▸ WORK TO COMPLETE
Locate and copy each line in the data that contains the word "index".

▸ MATERIAL FOR THE TASK
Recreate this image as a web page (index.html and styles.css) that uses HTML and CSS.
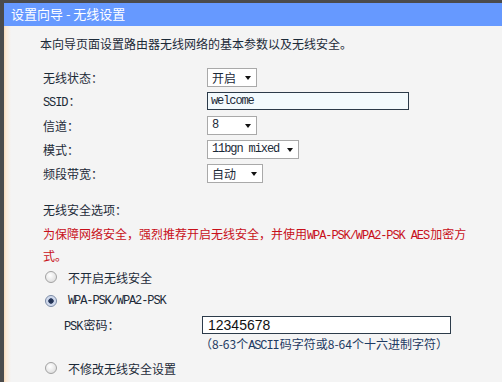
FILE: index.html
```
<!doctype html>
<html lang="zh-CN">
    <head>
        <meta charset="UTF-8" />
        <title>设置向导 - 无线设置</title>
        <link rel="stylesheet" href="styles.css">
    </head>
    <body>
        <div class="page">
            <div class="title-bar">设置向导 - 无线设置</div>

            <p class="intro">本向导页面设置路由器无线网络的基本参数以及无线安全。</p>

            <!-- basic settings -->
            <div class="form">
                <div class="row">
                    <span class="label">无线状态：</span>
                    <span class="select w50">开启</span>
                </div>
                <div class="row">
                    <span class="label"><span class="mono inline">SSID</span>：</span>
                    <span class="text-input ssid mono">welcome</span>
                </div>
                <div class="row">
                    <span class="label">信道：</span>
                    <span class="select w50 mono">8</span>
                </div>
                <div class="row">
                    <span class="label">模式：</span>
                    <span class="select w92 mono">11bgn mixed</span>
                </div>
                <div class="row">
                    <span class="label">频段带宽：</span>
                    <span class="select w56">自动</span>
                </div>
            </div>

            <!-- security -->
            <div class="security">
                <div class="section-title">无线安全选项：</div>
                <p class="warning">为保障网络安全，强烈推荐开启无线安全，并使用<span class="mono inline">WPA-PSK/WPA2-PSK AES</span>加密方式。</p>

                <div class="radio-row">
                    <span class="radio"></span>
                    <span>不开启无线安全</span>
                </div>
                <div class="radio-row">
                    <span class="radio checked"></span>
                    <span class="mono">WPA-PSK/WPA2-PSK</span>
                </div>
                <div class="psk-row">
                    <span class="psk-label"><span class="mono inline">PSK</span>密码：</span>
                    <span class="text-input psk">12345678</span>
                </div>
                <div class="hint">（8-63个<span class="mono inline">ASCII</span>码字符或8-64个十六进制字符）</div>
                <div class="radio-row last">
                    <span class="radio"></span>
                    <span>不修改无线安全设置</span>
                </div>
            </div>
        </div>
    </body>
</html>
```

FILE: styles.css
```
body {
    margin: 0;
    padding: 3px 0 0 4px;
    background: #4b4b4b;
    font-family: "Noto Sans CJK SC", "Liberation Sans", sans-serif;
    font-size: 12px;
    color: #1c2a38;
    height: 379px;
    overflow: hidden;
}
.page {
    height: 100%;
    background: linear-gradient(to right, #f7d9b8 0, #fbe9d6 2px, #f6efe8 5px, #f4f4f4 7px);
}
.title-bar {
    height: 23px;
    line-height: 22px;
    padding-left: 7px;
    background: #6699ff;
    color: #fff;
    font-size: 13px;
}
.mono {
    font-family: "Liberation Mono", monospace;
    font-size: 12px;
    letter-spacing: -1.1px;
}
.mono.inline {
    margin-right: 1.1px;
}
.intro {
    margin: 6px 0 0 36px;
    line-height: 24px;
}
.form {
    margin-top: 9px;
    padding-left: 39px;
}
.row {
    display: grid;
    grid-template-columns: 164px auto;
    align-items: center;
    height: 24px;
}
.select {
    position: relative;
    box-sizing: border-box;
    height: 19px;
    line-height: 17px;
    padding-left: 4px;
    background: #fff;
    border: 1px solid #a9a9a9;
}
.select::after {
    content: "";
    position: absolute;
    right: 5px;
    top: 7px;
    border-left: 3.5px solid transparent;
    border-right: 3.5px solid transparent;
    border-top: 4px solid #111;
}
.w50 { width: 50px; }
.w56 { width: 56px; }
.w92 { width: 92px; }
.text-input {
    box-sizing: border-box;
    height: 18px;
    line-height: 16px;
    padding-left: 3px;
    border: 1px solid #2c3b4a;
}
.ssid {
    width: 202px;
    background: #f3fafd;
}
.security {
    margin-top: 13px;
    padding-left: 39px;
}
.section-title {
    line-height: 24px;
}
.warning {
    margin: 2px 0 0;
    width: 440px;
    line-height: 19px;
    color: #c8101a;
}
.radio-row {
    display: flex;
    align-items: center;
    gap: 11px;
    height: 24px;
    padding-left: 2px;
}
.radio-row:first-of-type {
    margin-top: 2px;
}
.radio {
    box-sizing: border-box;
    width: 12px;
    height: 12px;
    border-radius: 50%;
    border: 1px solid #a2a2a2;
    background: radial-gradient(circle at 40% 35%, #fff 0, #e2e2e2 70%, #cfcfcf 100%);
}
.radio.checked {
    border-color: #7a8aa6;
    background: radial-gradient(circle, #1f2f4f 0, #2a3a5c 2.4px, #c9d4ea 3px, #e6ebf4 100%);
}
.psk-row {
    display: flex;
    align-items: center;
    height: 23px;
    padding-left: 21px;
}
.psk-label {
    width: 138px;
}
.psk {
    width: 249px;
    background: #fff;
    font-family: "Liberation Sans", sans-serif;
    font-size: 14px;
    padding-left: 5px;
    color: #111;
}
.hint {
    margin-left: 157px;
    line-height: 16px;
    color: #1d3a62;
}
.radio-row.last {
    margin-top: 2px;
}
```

==

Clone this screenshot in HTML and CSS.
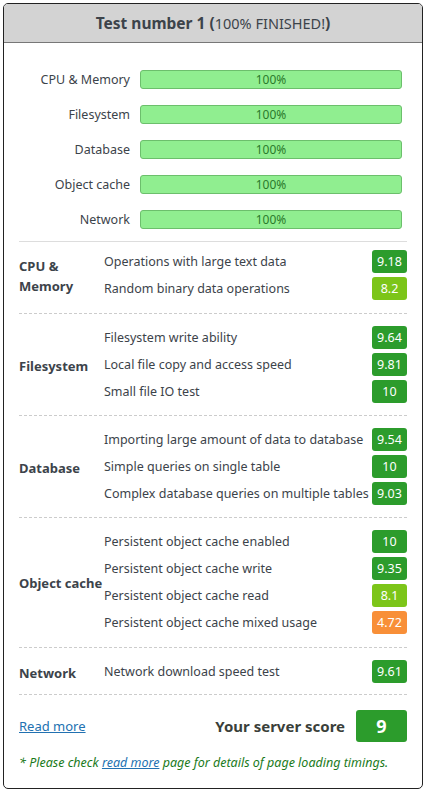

▸ EXPECTED OUTPUT
Recreate this image as a web page (index.html and styles.css) that uses HTML and CSS.
FILE: index.html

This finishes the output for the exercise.